We looked at each other again, it was no longer just the two of us, but two was such a finicky number anyways.

Watching him grow has been amazing in ways I could have never imagined. Growing up being the younger sister, I was excited to finally be someone’s older sibling. I thought I would be able to boss him around, teach him to drive and eventually show him how to sneak out of the house. I thought I would be helping him take on the world. I imagined it all. But I imagined it all very wrong.

Since the day James has come into my life, I feel different. I feel as though I’m learning along with him. It’s spectacular to see the raw and beautiful emotions that stream across his face when he experiences new things. To see the joy in his eyes and hear his pure genuine giggle when something entertains him. It’s magical. I didn’t know something could be so untouched, so innocent, so full of hope and belief in the beauty that exists in the world.

I’m in constant awe.

By watching him grow, I’ve grown. The most important thing I’ve realized is that the spark for life that exists in a child never has to die. That desire to wonder and discover, that complete utter fascination for experiencing new things, that ability to love so unselfishly and without fear doesn’t seize to exist with age unless you allow it to. You just have to choose to revive it and make a conscious effort to commit to keeping that spark alive every day.

As an adult, you know pain, and loss and loneliness. You know what it feels like to be betrayed, to have your hopes crushed, to be rejected. You know what it’s like to lose your grandparents and to have work and obligations get in the way of you chasing your dreams. You will know all these things, that children like my brother James, are lucky enough to not know just yet. But knowing these things shouldn’t stop us from searching for and appreciating the good in life. Nothing should ever stop us from that.

You should still try new things with optimism, even with the knowledge that there is a chance they may not work out the way you hope. You should still appreciate the sunset when you get the chance to see it, regardless of how many times you’ve seen it before. You should still take the time to listen and dance to your favourite song on a random Wednesday night after a long day at work. You should ignore the news for a night, remain ignorant to all the problems that exist in the world and hug your mom, hug her really tight.

I’ve seen my little brother see his first sunset, take his first steps, hear his first song and right there beside him, I appreciate what it is he is experiencing for the first time as if it my own first time. I laugh with him unapologetically about something as simple as a grape rolling across the kitchen floor or the dog chasing his tail. Most importantly, I look at my dad with the same eyes as he does. As a man he doesn’t yet know is not invisible or immune to time and aging.

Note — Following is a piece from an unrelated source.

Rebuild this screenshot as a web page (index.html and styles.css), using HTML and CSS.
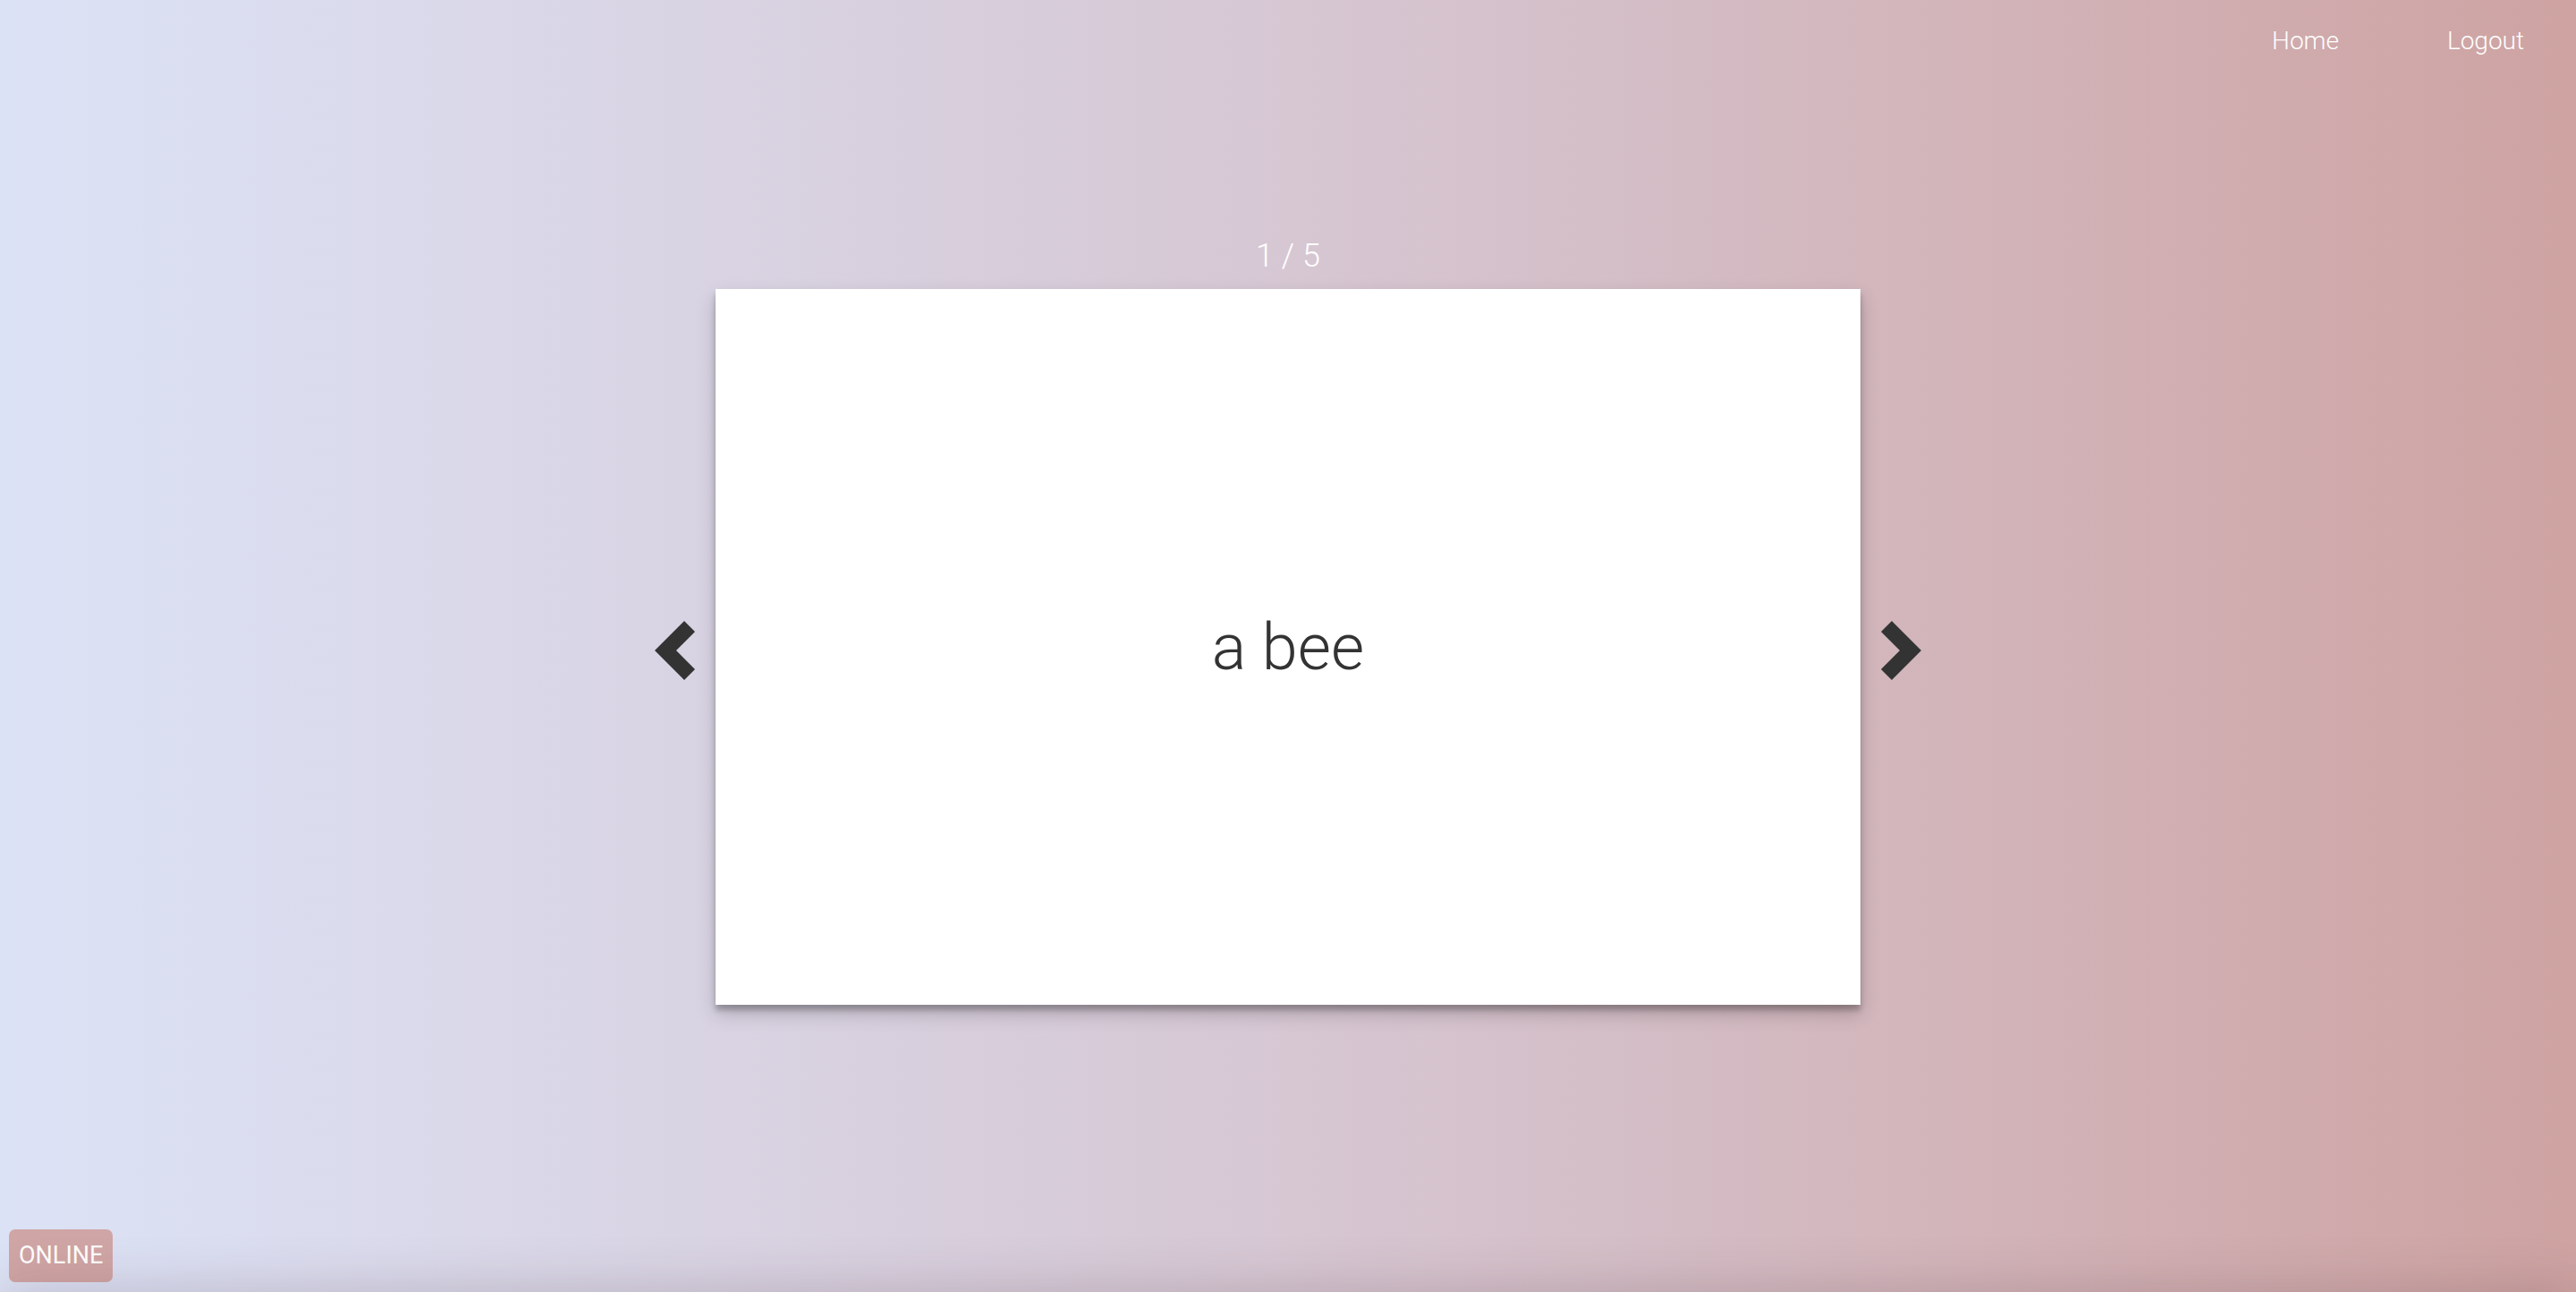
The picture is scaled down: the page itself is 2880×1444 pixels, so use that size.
FILE: index.html
```html
<!DOCTYPE html>
<html lang="en">
<head>
<meta charset="utf-8">
<title>Flashcards</title>
<link rel="stylesheet" href="styles.css">
</head>
<body>
<header class="topbar">
  <nav class="nav">
    <a class="nav-link" href="#">Home</a>
    <a class="nav-link" href="#">Logout</a>
  </nav>
</header>
<main class="viewer">
  <div class="counter">1 / 5</div>
  <div class="stage">
    <button class="arrow" aria-label="Previous">
      <svg class="arrow-icon" viewBox="0 0 45 66" width="45" height="66"><polygon points="0,33 33,0 45,12 24,33 45,54 33,66" fill="#333"/></svg>
    </button>
    <div class="card">
      <span class="word">a bee</span>
    </div>
    <button class="arrow" aria-label="Next">
      <svg class="arrow-icon" viewBox="0 0 45 66" width="45" height="66"><polygon points="45,33 12,0 0,12 21,33 0,54 12,66" fill="#333"/></svg>
    </button>
  </div>
</main>
<div class="status">ONLINE</div>
<div class="bottom-shade"></div>
</body>
</html>
```
FILE: styles.css
```css
html, body {
  margin: 0;
  padding: 0;
  height: 100%;
}
body {
  font-family: Roboto, "Liberation Sans", sans-serif;
  background: linear-gradient(to right, #dce2f5 0%, #dbdff2 6%, #d6c7d3 50%, #cea3a2 100%);
  overflow: hidden;
  color: #333;
}
.topbar {
  display: flex;
  justify-content: flex-end;
  padding: 28px 58px 0 0;
}
.nav {
  display: flex;
  gap: 121px;
}
.nav-link {
  color: #fff;
  text-decoration: none;
  font-weight: 300;
  font-size: 28px;
  line-height: 36px;
}
.viewer {
  display: flex;
  flex-direction: column;
  align-items: center;
  padding-top: 200px;
}
.counter {
  color: #fff;
  font-weight: 300;
  font-size: 36px;
  line-height: 44px;
  margin-bottom: 15px;
}
.stage {
  display: flex;
  align-items: center;
  gap: 23px;
}
.arrow {
  background: none;
  border: 0;
  padding: 0;
  width: 45px;
  height: 66px;
  display: flex;
  margin-top: 8px;
  cursor: pointer;
}
.arrow-icon {
  display: block;
}
.card {
  width: 1280px;
  height: 800px;
  background: #fff;
  box-shadow: 0 10px 20px rgba(0,0,0,0.19), 0 6px 6px rgba(0,0,0,0.23);
  display: flex;
  align-items: center;
  justify-content: center;
}
.word {
  font-weight: 300;
  font-size: 72px;
  color: #333;
}
.status {
  position: fixed;
  left: 10px;
  bottom: 11px;
  height: 59px;
  line-height: 59px;
  padding: 0 11px;
  background: #d0a5a5;
  color: #fff;
  font-size: 27px;
  border-radius: 7px;
}
.bottom-shade {
  position: fixed;
  left: 0;
  right: 0;
  bottom: -60px;
  height: 60px;
  box-shadow: 0 0 60px rgba(70, 40, 50, 0.22);
}
```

My dad having another child has taught me a lot about life. I’ve changed in more ways than I thought I would. We all have.

Sometimes I feel bad for James. When I was growing up I had children my age around me all the time, and he doesn’t have that. His cousins are married, his sisters are adults, he’ll never meet our grandma and grandpa. I want to hug him. I want to thank him and tell him he’s the best gift our family could ever be given. It isn’t hard to see that having a child around has made us all better people.

I see the amusement in my dad when he re-watches his favourite childhood movie with James. I see the youthfulness in my step mom when she dances around to music with James after a stressful day at work. I see the amazement in my sister when she sees him learn something remarkable like taking his first step or saying his first word. And I see it in myself, when I am able to look at something that with time has become so common and bland as if it is a masterpiece that I’m seeing for the first time.

When I first heard that my dad was having another child, I was scared, selfish and worried things would change for the worse. That he’d be too busy with his new responsibility, that he would forget about me and I’d be forced to become an real adult before I was ready to take that leap. But those things didn’t happen and what did happen is so much better than I could ever have imagined.

In a way, with my brother being born, we’ve all been reborn and instead of teaching him about the world, we’re discovering the world along with him.